Set problem ->
Would you repeat the listing exactly but omit every picture?

Data shown ->
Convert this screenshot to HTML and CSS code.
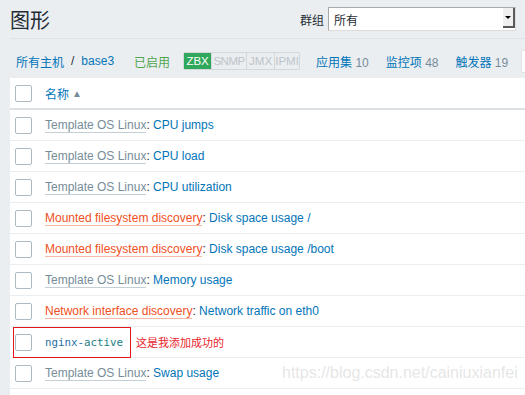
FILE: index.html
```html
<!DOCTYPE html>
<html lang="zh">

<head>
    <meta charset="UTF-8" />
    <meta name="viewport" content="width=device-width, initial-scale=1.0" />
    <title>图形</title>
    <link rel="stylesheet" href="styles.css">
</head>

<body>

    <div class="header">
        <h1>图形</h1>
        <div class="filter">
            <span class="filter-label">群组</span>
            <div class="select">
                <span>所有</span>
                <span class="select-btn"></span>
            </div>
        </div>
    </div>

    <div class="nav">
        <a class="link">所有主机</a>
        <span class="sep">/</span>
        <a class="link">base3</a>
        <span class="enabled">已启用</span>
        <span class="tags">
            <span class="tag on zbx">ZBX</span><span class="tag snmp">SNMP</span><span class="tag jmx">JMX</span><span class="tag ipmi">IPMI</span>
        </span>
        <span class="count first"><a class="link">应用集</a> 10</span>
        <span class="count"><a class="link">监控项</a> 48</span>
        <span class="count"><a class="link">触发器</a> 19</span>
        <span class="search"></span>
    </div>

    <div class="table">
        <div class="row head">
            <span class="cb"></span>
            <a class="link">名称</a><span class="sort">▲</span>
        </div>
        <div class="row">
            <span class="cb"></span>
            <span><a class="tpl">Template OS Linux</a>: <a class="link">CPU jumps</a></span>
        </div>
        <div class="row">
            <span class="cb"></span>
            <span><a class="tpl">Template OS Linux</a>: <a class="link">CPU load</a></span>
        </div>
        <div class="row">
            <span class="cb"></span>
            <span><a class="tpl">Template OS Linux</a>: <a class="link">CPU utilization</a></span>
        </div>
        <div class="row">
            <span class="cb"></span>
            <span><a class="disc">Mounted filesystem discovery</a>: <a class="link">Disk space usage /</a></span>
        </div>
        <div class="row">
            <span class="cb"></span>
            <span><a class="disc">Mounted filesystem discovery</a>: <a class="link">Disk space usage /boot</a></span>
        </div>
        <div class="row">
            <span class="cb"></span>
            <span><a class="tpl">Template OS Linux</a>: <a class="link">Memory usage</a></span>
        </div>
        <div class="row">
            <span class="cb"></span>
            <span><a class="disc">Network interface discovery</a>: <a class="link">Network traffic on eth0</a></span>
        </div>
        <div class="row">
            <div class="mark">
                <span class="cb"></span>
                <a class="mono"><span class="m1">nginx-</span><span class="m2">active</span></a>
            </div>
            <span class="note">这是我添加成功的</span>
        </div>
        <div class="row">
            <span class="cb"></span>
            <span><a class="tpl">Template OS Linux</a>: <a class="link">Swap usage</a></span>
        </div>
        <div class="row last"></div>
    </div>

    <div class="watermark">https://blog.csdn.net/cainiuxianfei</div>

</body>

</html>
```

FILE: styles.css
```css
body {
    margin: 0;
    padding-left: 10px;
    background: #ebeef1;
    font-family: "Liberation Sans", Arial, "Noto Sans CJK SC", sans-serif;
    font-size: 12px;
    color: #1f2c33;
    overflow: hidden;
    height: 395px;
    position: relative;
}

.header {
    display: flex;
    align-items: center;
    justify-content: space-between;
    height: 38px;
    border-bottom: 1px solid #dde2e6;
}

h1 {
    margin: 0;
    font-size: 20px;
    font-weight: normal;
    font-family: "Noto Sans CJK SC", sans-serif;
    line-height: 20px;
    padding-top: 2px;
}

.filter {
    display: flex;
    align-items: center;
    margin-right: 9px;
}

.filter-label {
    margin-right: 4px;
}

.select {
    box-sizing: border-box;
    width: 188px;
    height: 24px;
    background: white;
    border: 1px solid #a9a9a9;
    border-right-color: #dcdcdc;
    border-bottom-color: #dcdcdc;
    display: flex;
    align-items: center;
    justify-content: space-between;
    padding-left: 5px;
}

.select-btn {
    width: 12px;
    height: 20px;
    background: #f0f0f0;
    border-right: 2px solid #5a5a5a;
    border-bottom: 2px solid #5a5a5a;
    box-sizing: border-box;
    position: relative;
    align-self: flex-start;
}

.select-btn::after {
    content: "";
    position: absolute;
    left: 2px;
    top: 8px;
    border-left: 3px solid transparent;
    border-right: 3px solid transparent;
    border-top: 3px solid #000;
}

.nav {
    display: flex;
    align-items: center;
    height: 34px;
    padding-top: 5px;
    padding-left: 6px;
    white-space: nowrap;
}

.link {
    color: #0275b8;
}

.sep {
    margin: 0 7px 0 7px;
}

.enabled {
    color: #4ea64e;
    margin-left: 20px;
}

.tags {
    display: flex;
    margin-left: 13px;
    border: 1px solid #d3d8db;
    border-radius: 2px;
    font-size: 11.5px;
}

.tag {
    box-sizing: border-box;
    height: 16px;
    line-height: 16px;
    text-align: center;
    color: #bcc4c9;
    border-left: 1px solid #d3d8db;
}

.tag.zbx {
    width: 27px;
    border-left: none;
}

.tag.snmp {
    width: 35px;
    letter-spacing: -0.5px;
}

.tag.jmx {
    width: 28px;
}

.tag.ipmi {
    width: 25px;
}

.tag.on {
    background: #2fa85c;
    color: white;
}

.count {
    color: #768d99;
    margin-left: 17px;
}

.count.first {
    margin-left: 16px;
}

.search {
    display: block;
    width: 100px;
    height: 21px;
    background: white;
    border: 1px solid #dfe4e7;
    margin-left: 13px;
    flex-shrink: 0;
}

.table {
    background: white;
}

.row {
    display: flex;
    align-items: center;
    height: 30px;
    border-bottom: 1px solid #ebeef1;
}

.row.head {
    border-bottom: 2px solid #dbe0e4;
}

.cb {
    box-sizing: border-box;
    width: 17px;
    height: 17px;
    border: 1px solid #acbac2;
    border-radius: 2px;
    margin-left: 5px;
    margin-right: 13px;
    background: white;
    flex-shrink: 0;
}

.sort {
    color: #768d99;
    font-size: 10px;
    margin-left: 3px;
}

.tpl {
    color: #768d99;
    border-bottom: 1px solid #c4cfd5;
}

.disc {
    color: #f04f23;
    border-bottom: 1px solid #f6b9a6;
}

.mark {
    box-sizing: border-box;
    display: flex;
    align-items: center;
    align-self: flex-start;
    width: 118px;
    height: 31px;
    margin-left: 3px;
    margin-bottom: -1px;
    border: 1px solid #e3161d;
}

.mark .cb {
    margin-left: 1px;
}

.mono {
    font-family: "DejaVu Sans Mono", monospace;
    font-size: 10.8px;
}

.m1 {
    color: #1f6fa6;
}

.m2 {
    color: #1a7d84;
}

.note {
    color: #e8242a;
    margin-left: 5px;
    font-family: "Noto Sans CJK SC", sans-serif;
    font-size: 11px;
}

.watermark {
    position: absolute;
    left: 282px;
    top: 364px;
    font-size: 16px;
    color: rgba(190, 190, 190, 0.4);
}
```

Answer to the problem ->
Convert this screenshot to HTML and CSS code.
FILE: index.html
```html
<!DOCTYPE html>
<html lang="zh">

<head>
    <meta charset="UTF-8" />
    <meta name="viewport" content="width=device-width, initial-scale=1.0" />
    <title>图形</title>
    <link rel="stylesheet" href="styles.css">
</head>

<body>

    <div class="header">
        <h1>图形</h1>
        <div class="filter">
            <span class="filter-label">群组</span>
            <div class="select">
                <span>所有</span>
                <span class="select-btn"></span>
            </div>
        </div>
    </div>

    <div class="nav">
        <a class="link">所有主机</a>
        <span class="sep">/</span>
        <a class="link">base3</a>
        <span class="enabled">已启用</span>
        <span class="tags">
            <span class="tag on zbx">ZBX</span><span class="tag snmp">SNMP</span><span class="tag jmx">JMX</span><span class="tag ipmi">IPMI</span>
        </span>
        <span class="count first"><a class="link">应用集</a> 10</span>
        <span class="count"><a class="link">监控项</a> 48</span>
        <span class="count"><a class="link">触发器</a> 19</span>
        <span class="search"></span>
    </div>

    <div class="table">
        <div class="row head">
            <span class="cb"></span>
            <a class="link">名称</a><span class="sort">▲</span>
        </div>
        <div class="row">
            <span class="cb"></span>
            <span><a class="tpl">Template OS Linux</a>: <a class="link">CPU jumps</a></span>
        </div>
        <div class="row">
            <span class="cb"></span>
            <span><a class="tpl">Template OS Linux</a>: <a class="link">CPU load</a></span>
        </div>
        <div class="row">
            <span class="cb"></span>
            <span><a class="tpl">Template OS Linux</a>: <a class="link">CPU utilization</a></span>
        </div>
        <div class="row">
            <span class="cb"></span>
            <span><a class="disc">Mounted filesystem discovery</a>: <a class="link">Disk space usage /</a></span>
        </div>
        <div class="row">
            <span class="cb"></span>
            <span><a class="disc">Mounted filesystem discovery</a>: <a class="link">Disk space usage /boot</a></span>
        </div>
        <div class="row">
            <span class="cb"></span>
            <span><a class="tpl">Template OS Linux</a>: <a class="link">Memory usage</a></span>
        </div>
        <div class="row">
            <span class="cb"></span>
            <span><a class="disc">Network interface discovery</a>: <a class="link">Network traffic on eth0</a></span>
        </div>
        <div class="row">
            <div class="mark">
                <span class="cb"></span>
                <a class="mono"><span class="m1">nginx-</span><span class="m2">active</span></a>
            </div>
            <span class="note">这是我添加成功的</span>
        </div>
        <div class="row">
            <span class="cb"></span>
            <span><a class="tpl">Template OS Linux</a>: <a class="link">Swap usage</a></span>
        </div>
        <div class="row last"></div>
    </div>

    <div class="watermark">https://blog.csdn.net/cainiuxianfei</div>

</body>

</html>
```

FILE: styles.css
```css
body {
    margin: 0;
    padding-left: 10px;
    background: #ebeef1;
    font-family: "Liberation Sans", Arial, "Noto Sans CJK SC", sans-serif;
    font-size: 12px;
    color: #1f2c33;
    overflow: hidden;
    height: 395px;
    position: relative;
}

.header {
    display: flex;
    align-items: center;
    justify-content: space-between;
    height: 38px;
    border-bottom: 1px solid #dde2e6;
}

h1 {
    margin: 0;
    font-size: 20px;
    font-weight: normal;
    font-family: "Noto Sans CJK SC", sans-serif;
    line-height: 20px;
    padding-top: 2px;
}

.filter {
    display: flex;
    align-items: center;
    margin-right: 9px;
}

.filter-label {
    margin-right: 4px;
}

.select {
    box-sizing: border-box;
    width: 188px;
    height: 24px;
    background: white;
    border: 1px solid #a9a9a9;
    border-right-color: #dcdcdc;
    border-bottom-color: #dcdcdc;
    display: flex;
    align-items: center;
    justify-content: space-between;
    padding-left: 5px;
}

.select-btn {
    width: 12px;
    height: 20px;
    background: #f0f0f0;
    border-right: 2px solid #5a5a5a;
    border-bottom: 2px solid #5a5a5a;
    box-sizing: border-box;
    position: relative;
    align-self: flex-start;
}

.select-btn::after {
    content: "";
    position: absolute;
    left: 2px;
    top: 8px;
    border-left: 3px solid transparent;
    border-right: 3px solid transparent;
    border-top: 3px solid #000;
}

.nav {
    display: flex;
    align-items: center;
    height: 34px;
    padding-top: 5px;
    padding-left: 6px;
    white-space: nowrap;
}

.link {
    color: #0275b8;
}

.sep {
    margin: 0 7px 0 7px;
}

.enabled {
    color: #4ea64e;
    margin-left: 20px;
}

.tags {
    display: flex;
    margin-left: 13px;
    border: 1px solid #d3d8db;
    border-radius: 2px;
    font-size: 11.5px;
}

.tag {
    box-sizing: border-box;
    height: 16px;
    line-height: 16px;
    text-align: center;
    color: #bcc4c9;
    border-left: 1px solid #d3d8db;
}

.tag.zbx {
    width: 27px;
    border-left: none;
}

.tag.snmp {
    width: 35px;
    letter-spacing: -0.5px;
}

.tag.jmx {
    width: 28px;
}

.tag.ipmi {
    width: 25px;
}

.tag.on {
    background: #2fa85c;
    color: white;
}

.count {
    color: #768d99;
    margin-left: 17px;
}

.count.first {
    margin-left: 16px;
}

.search {
    display: block;
    width: 100px;
    height: 21px;
    background: white;
    border: 1px solid #dfe4e7;
    margin-left: 13px;
    flex-shrink: 0;
}

.table {
    background: white;
}

.row {
    display: flex;
    align-items: center;
    height: 30px;
    border-bottom: 1px solid #ebeef1;
}

.row.head {
    border-bottom: 2px solid #dbe0e4;
}

.cb {
    box-sizing: border-box;
    width: 17px;
    height: 17px;
    border: 1px solid #acbac2;
    border-radius: 2px;
    margin-left: 5px;
    margin-right: 13px;
    background: white;
    flex-shrink: 0;
}

.sort {
    color: #768d99;
    font-size: 10px;
    margin-left: 3px;
}

.tpl {
    color: #768d99;
    border-bottom: 1px solid #c4cfd5;
}

.disc {
    color: #f04f23;
    border-bottom: 1px solid #f6b9a6;
}

.mark {
    box-sizing: border-box;
    display: flex;
    align-items: center;
    align-self: flex-start;
    width: 118px;
    height: 31px;
    margin-left: 3px;
    margin-bottom: -1px;
    border: 1px solid #e3161d;
}

.mark .cb {
    margin-left: 1px;
}

.mono {
    font-family: "DejaVu Sans Mono", monospace;
    font-size: 10.8px;
}

.m1 {
    color: #1f6fa6;
}

.m2 {
    color: #1a7d84;
}

.note {
    color: #e8242a;
    margin-left: 5px;
    font-family: "Noto Sans CJK SC", sans-serif;
    font-size: 11px;
}

.watermark {
    position: absolute;
    left: 282px;
    top: 364px;
    font-size: 16px;
    color: rgba(190, 190, 190, 0.4);
}
```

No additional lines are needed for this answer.